A few weeks ago, in a blog I posted on the constitutionality of sobriety checkpoints, I mentioned that, in California, in order for a random sobriety checkpoint to be valid, checkpoints must be publically advertised, reasonably located, and must allow approaching drivers to navigate away from the checkpoint.
The last requirement is the most interesting and prompts the most questions.
If a driver is legally allowed to navigate away from a checkpoint, how does law enforcement get away with pulling someone over after they attempt to navigate away from the checkpoint? Usually, officers observe the commission of a traffic violation in the driver’s attempt to avoid the checkpoint. More often than not, these violations include illegal U-turns and illegal lane changes. Although officers should not be allowed to have an ulterior motive for the stop other than that of a simple traffic violation, they often do. Once pulled over, it becomes very easy for an officer to notice the telltale signs of a drunk driver: bloodshot eyes, slurred speech, and the smell of alcohol on the breath.

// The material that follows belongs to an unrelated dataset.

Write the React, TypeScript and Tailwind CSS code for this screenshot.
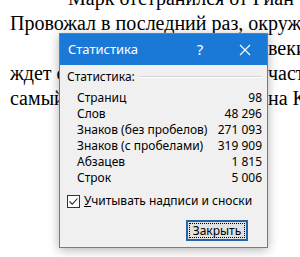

If law enforcement agencies must allow approaching drivers to leave a checkpoint, but are allowed to pull someone over for doing so if they violate a traffic law in the process, the question becomes whether law enforcement agencies must provide a place to legally exit or turn around before reaching the checkpoint. The answer is simply “no.” Thus, law enforcement agencies can circumvent the last requirement of valid checkpoints by placing the checkpoint in a location where it is impossible to turn around without violating a traffic law.